Since the Dutch banking giant ING announced in October 2021 that it would phase out Payvision, it was clear that at some point, quietly and secretly, the high-risk payment processor founded by Rudolf Booker would disappear. For ING, Payvision, acquired in 2018 under then-CEO Ralph Hamers for a reported €400 million, was a huge financial and reputational flop. Court documents to CEO Andre Valkenburg can no longer be served!
The Payvision disappearance has left hundreds, if not thousands, of scam victims waiting for compensation. For several years, the European Fund Recovery Initiative (EFRI), located in the United Nations city Vienna, has coordinated claims from scam victims who deposited (and lost) money to the scams through Payvision. The lawyers involved have already filed lawsuits against Payvision. Further lawsuits are to follow in Germany as well as in the Netherlands.
The Payvision website was offline today, March 8, 2023. Apparently, the offices in Amsterdam are also likely to be closed. A court summons to the last Payvision CEO, Andre Valkenburg, could not be served at last. In Austria, Payvision and Andre Valkenburg are represented by the renowned law firm Binder Grösswang (website). Inquiries with EFRI’s lawyers have confirmed that recent attempts to serve court summonses on Valkenburg have not worked.
The SLAPP Attacks
Faced with the victims’ lawsuits and the disclosure of Payvision‘s business practices, the management under Rudolf Booker and Andre Valkenburg decided to take action against EFRI with Slapp (Strategic Lawsuit Against Public Participation) attacks. They wanted to silence EFRI and its principal, Elfriede Sixt, with lawsuits. This has not been successful so far.

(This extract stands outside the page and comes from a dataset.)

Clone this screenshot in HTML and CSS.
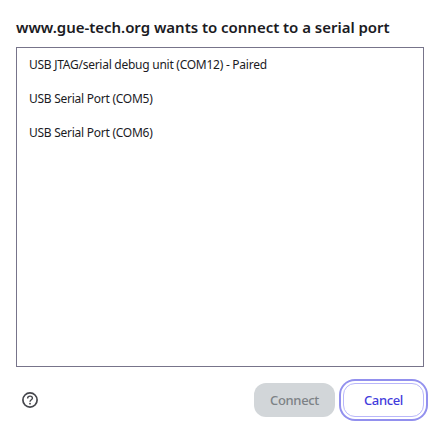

It is a disgracing and unethical approach of ING to ignore the victims of their subsidiary Payvision and to allow victim representatives to be attacked.
Part Of Cybercrime Schemes
Payvision has been an integral part of the international cybercrime scene for years. Convicted investment fraudsters such as Gal Barak have had the stolen deposits of victims of their scams processed through Payvision. Financial market regulators in numerous countries have warned against these scams several times while Payvision continued to process their illicit proceeds. Rudolf Booker, the then CEO of Payvision, had no fear of contact with scammers and cybercrime organizations.
Most recently, an audit report by the Dutch financial market authority exposed the numerous violations of money laundering and financial laws under the leadership of Booker and his team. A report was made to the criminal investigation department. Investigations are still ongoing. Payvision‘s disappearance from the public eye was, therefore, probably a well-planned strategic move.
It remains to be seen how the lawsuits and criminal investigations against Payvision and its former management will turn out. We will stay on the ball.